From the entries below, report how many lines contain the string "components". Give only that number.

Start of Extracted information

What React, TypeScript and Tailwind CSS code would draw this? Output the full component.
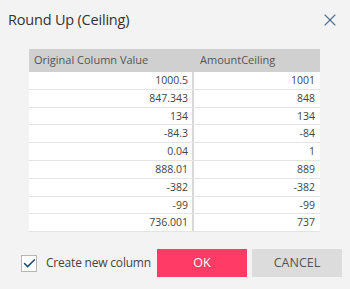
import { Check, X } from 'lucide-react';

const rows: [string, string][] = [
  ['1000.5', '1001'],
  ['847.343', '848'],
  ['134', '134'],
  ['-84.3', '-84'],
  ['0.04', '1'],
  ['888.01', '889'],
  ['-382', '-382'],
  ['-99', '-99'],
  ['736.001', '737'],
];

export default function App() {
  return (
    <div
      className="w-[350px] h-[289px] bg-[#f3f3f3] flex flex-col overflow-hidden"
      style={{ fontFamily: '"Open Sans", "Noto Sans", sans-serif' }}
    >
      <div className="flex items-center justify-between pl-2 pr-[10px] h-[40px]">
        <h1 className="text-[14.5px] text-[#333] tracking-[-0.2px]">Round Up (Ceiling)</h1>
        <X className="w-[20px] h-[20px] text-[#4f6f93]" strokeWidth={1.3} />
      </div>

      <div className="ml-[29px] mt-[9px] w-[291px]">
        <div className="flex h-[23px] bg-[#d0d0d0] text-[11px] text-[#555] items-center">
          <div className="w-[165px] pl-[5px]">Original Column Value</div>
          <div className="flex-1 pl-[6px]">AmountCeiling</div>
        </div>
        {rows.map(([a, b], i) => (
          <div key={i} className="flex h-[17.8px] bg-white border-b border-[#e4e4e4] text-[10.5px] text-[#444]">
            <div className="w-[165px] border-r-2 border-[#d8d8d8] text-right pr-[4px] leading-[17px]">{a}</div>
            <div className="flex-1 text-right pr-[5px] leading-[17px]">{b}</div>
          </div>
        ))}
      </div>

      <div className="flex items-center mt-[17px] h-[28px]">
        <div className="ml-[21px] w-[16px] h-[17px] bg-white border border-[#b5b5b5] flex items-center justify-center">
          <Check className="w-[15px] h-[15px] shrink-0 text-[#1e4a7a]" strokeWidth={2.4} />
        </div>
        <span className="ml-[9px] text-[12px] text-[#444] tracking-[-0.2px]">Create new column</span>
        <button className="ml-auto w-[90px] h-[28px] bg-[#ff3b66] text-white text-[12.5px]">OK</button>
        <button className="ml-[5px] mr-[8px] w-[90px] h-[28px] bg-[#dcdcdc] text-[#555] text-[12.5px]">CANCEL</button>
      </div>
    </div>
  );
}
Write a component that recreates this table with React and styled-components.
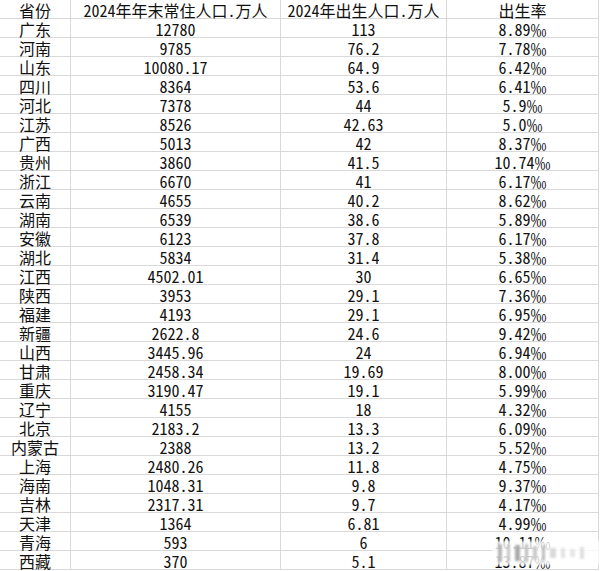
import React from 'react';
import styled, { createGlobalStyle } from 'styled-components';

const GlobalStyle = createGlobalStyle`
  html, body {
    margin: 0;
    padding: 0;
    background: #fff;
  }
`;

const rows = [
  ['广东', '12780', '113', '8.89'],
  ['河南', '9785', '76.2', '7.78'],
  ['山东', '10080.17', '64.9', '6.42'],
  ['四川', '8364', '53.6', '6.41'],
  ['河北', '7378', '44', '5.9'],
  ['江苏', '8526', '42.63', '5.0'],
  ['广西', '5013', '42', '8.37'],
  ['贵州', '3860', '41.5', '10.74'],
  ['浙江', '6670', '41', '6.17'],
  ['云南', '4655', '40.2', '8.62'],
  ['湖南', '6539', '38.6', '5.89'],
  ['安徽', '6123', '37.8', '6.17'],
  ['湖北', '5834', '31.4', '5.38'],
  ['江西', '4502.01', '30', '6.65'],
  ['陕西', '3953', '29.1', '7.36'],
  ['福建', '4193', '29.1', '6.95'],
  ['新疆', '2622.8', '24.6', '9.42'],
  ['山西', '3445.96', '24', '6.94'],
  ['甘肃', '2458.34', '19.69', '8.00'],
  ['重庆', '3190.47', '19.1', '5.99'],
  ['辽宁', '4155', '18', '4.32'],
  ['北京', '2183.2', '13.3', '6.09'],
  ['内蒙古', '2388', '13.2', '5.52'],
  ['上海', '2480.26', '11.8', '4.75'],
  ['海南', '1048.31', '9.8', '9.37'],
  ['吉林', '2317.31', '9.7', '4.17'],
  ['天津', '1364', '6.81', '4.99'],
  ['青海', '593', '6', '10.11'],
  ['西藏', '370', '5.1', '13.87'],
];

const Sheet = styled.div`
  position: relative;
  width: 602px;
  height: 571px;
  overflow: hidden;
  background: #fff;
`;

const Grid = styled.div`
  display: grid;
  grid-template-columns: 71px 210px 166px 152px;
  grid-auto-rows: 19px;
  width: 599px;
  font-family: "Noto Sans Mono CJK SC", "Noto Sans CJK SC", "Liberation Mono", monospace;
  font-size: 16px;
  font-weight: 300;
  color: #111;
`;

const Cell = styled.div`
  display: flex;
  align-items: center;
  justify-content: center;
  padding-top: 2px;
  box-sizing: border-box;
  border-right: 1px solid #d9d9d9;
  border-bottom: 1px solid #d9d9d9;
  line-height: 17px;
  white-space: nowrap;
  overflow: visible;
  letter-spacing: ${p => (p.$tight ? '-0.5px' : '0')};
`;

const Watermark = styled.div`
  position: absolute;
  left: 492px;
  top: 541px;
  width: 108px;
  height: 24px;
  background: rgba(255, 255, 255, 0.8);
  filter: blur(1.2px);
  display: flex;
  align-items: center;
  gap: 5px;
  padding-left: 6px;
  box-sizing: border-box;
`;

const Stroke = styled.span`
  display: block;
  width: ${p => p.$w}px;
  height: ${p => p.$h}px;
  background: ${p => p.$c};
`;

const marks = [
  [4, 18, '#b5b5b5'], [3, 18, '#c4c4c4'], [5, 16, '#aaa'], [3, 18, '#bbb'],
  [4, 14, '#c9c9c9'], [3, 16, '#bdbdbd'], [6, 10, '#dadada'], [4, 10, '#e2e2e2'],
  [5, 8, '#e6e6e6'], [4, 12, '#e0e0e0'],
];

export default function App() {
  return (
    <Sheet>
      <GlobalStyle />
      <Grid>
        <Cell>省份</Cell>
        <Cell>2024年年末常住人口.万人</Cell>
        <Cell>2024年出生人口.万人</Cell>
        <Cell>出生率</Cell>
        {rows.map(r => (
          <React.Fragment key={r[0]}>
            <Cell>{r[0]}</Cell>
            <Cell>{r[1]}</Cell>
            <Cell>{r[2]}</Cell>
            <Cell>{r[3]}‰</Cell>
          </React.Fragment>
        ))}
      </Grid>
      <Watermark>
        {marks.map((m, i) => (
          <Stroke key={i} $w={m[0]} $h={m[1]} $c={m[2]} />
        ))}
      </Watermark>
    </Sheet>
  );
}
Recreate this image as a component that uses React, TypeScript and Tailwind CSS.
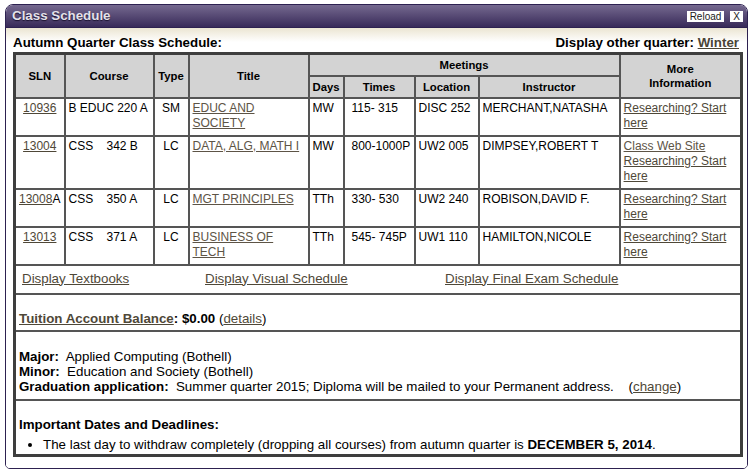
import React from "react";

const L = "text-[#4f4838] underline";

function Th({ children, className = "", ...rest }: any) {
  return (
    <th
      {...rest}
      className={`border-2 border-[#555] bg-[#d3d3d3] font-bold text-[11.33px] text-center align-middle px-[3px] leading-[14px] ${className}`}
    >
      {children}
    </th>
  );
}

function Td({ children, className = "", ...rest }: any) {
  return (
    <td
      {...rest}
      className={`border-2 border-[#555] align-top px-[3px] pt-[2px] pb-[4px] leading-[15px] ${className}`}
    >
      {children}
    </td>
  );
}

const rows = [
  { sln: "10936", suffix: "", course: "B EDUC 220 A", type: "SM", title: ["EDUC AND", "SOCIETY"], days: "MW", times: "115- 315", loc: "DISC 252", inst: "MERCHANT,NATASHA", web: false },
  { sln: "13004", suffix: "", course: "CSS    342 B", type: "LC", title: ["DATA, ALG, MATH I"], days: "MW", times: "800-1000P", loc: "UW2 005", inst: "DIMPSEY,ROBERT T", web: true },
  { sln: "13008", suffix: "A", course: "CSS    350 A", type: "LC", title: ["MGT PRINCIPLES"], days: "TTh", times: "330- 530", loc: "UW2 240", inst: "ROBISON,DAVID F.", web: false },
  { sln: "13013", suffix: "", course: "CSS    371 A", type: "LC", title: ["BUSINESS OF", "TECH"], days: "TTh", times: "545- 745P", loc: "UW1 110", inst: "HAMILTON,NICOLE", web: false },
];

export default function App() {
  return (
    <div
      className="w-[753px] h-[475px] bg-white pt-[4px] pl-[5px] text-[12px] text-black"
      style={{ fontFamily: '"Liberation Sans", Arial, Helvetica, sans-serif' }}
    >
      <div className="w-[743px] h-[465px] border border-[#2d2150] rounded-t-[8px] rounded-b-[5px] overflow-hidden flex flex-col">
        <div className="h-[23px] shrink-0 bg-[linear-gradient(to_bottom,#75698f,#382a59)] border-b border-[#2d2150] flex items-center justify-between pl-[6px] pr-[4px]">
          <span className="font-bold text-[13.33px] text-[#e4e2ea] [text-shadow:0_1px_1px_#1b1230]">
            Class Schedule
          </span>
          <div className="flex items-center gap-[6px]">
            <span className="bg-white text-[10px] leading-[11px] px-[3px] text-[#222]">Reload</span>
            <span className="bg-white text-[10px] leading-[11px] px-[3px] text-[#222]">X</span>
          </div>
        </div>
        <div className="flex-1 bg-[linear-gradient(to_bottom,#ebe5d2_0px,#ffffff_14px)] pl-[7px] pr-[5px] pt-[7px]">
          <div className="w-[727px] flex justify-between font-bold text-[13.33px] leading-[15px] mb-[2px]">
            <span>Autumn Quarter Class Schedule:</span>
            <span className="pr-[1px]">
              Display other quarter: <span className="text-[#4a4436] underline">Winter</span>
            </span>
          </div>
          <table className="border-collapse table-fixed w-[727px] border-[3px] border-[#3e3e3e]">
            <colgroup>
              <col className="w-[50px]" />
              <col className="w-[89px]" />
              <col className="w-[35px]" />
              <col className="w-[120px]" />
              <col className="w-[35px]" />
              <col className="w-[71px]" />
              <col className="w-[64px]" />
              <col className="w-[141px]" />
              <col className="w-[122px]" />
            </colgroup>
            <thead>
              <tr className="h-[22px]">
                <Th rowSpan={2}>SLN</Th>
                <Th rowSpan={2}>Course</Th>
                <Th rowSpan={2}>Type</Th>
                <Th rowSpan={2}>Title</Th>
                <Th colSpan={4}>Meetings</Th>
                <Th rowSpan={2}>
                  More
                  <br />
                  Information
                </Th>
              </tr>
              <tr className="h-[22px]">
                <Th>Days</Th>
                <Th>Times</Th>
                <Th>Location</Th>
                <Th>Instructor</Th>
              </tr>
            </thead>
            <tbody>
              {rows.map((r) => (
                <tr key={r.sln}>
                  <Td className={r.suffix ? "text-left !px-[3px]" : "text-center"}>
                    <span className={L}>{r.sln}</span>
                    {r.suffix}
                  </Td>
                  <Td className="whitespace-pre">{r.course}</Td>
                  <Td className="text-center">{r.type}</Td>
                  <Td>
                    {r.title.map((t, i) => (
                      <React.Fragment key={i}>
                        {i > 0 && <br />}
                        <span className="text-[#5d5446] underline">{t}</span>
                      </React.Fragment>
                    ))}
                  </Td>
                  <Td>{r.days}</Td>
                  <Td className="!pl-[7px] whitespace-pre">{r.times}</Td>
                  <Td>{r.loc}</Td>
                  <Td>{r.inst}</Td>
                  <Td>
                    {r.web && (
                      <>
                        <span className="text-[#5d5446] underline">Class Web Site</span>
                        <br />
                      </>
                    )}
                    <span className={L}>Researching? Start</span>
                    <br />
                    <span className={L}>here</span>
                  </Td>
                </tr>
              ))}
              <tr>
                <td colSpan={9} className="border-2 border-[#555] pt-[5px] pb-[7px] leading-[15px] text-[13.33px]">
                  <div className="grid grid-cols-[183px_240px_1fr] pl-[6px]">
                    <span><span className={L}>Display Textbooks</span></span>
                    <span><span className={L}>Display Visual Schedule</span></span>
                    <span><span className={L}>Display Final Exam Schedule</span></span>
                  </div>
                </td>
              </tr>
              <tr>
                <td colSpan={9} className="border-2 border-[#555] pt-[16px] pb-[4px] px-[3px] leading-[15px] text-[13.33px]">
                  <span className="font-bold">
                    <span className={L}>Tuition Account Balance</span>: $0.00
                  </span>{" "}
                  (<span className={L}>details</span>)
                </td>
              </tr>
              <tr>
                <td colSpan={9} className="border-2 border-[#555] pt-[17px] pb-[5px] px-[3px] leading-[15px] text-[13.33px] whitespace-pre">
                  <div><b>Major:</b>  Applied Computing (Bothell)</div>
                  <div><b>Minor:</b>  Education and Society (Bothell)</div>
                  <div>
                    <b>Graduation application:</b>  Summer quarter 2015; Diploma will be mailed to your Permanent address.    (<span className={L}>change</span>)
                  </div>
                </td>
              </tr>
              <tr>
                <td colSpan={9} className="border-2 border-[#555] pt-[16px] pb-[2px] px-[3px] leading-[15px] text-[13.33px]">
                  <div className="font-bold">Important Dates and Deadlines:</div>
                  <ul className="list-disc pl-[24px] mt-[5px]">
                    <li>
                      The last day to withdraw completely (dropping all courses) from autumn quarter is{" "}
                      <b>DECEMBER 5, 2014</b>.
                    </li>
                  </ul>
                </td>
              </tr>
            </tbody>
          </table>
        </div>
      </div>
    </div>
  );
}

End of Extracted information

Answer for this exercise
2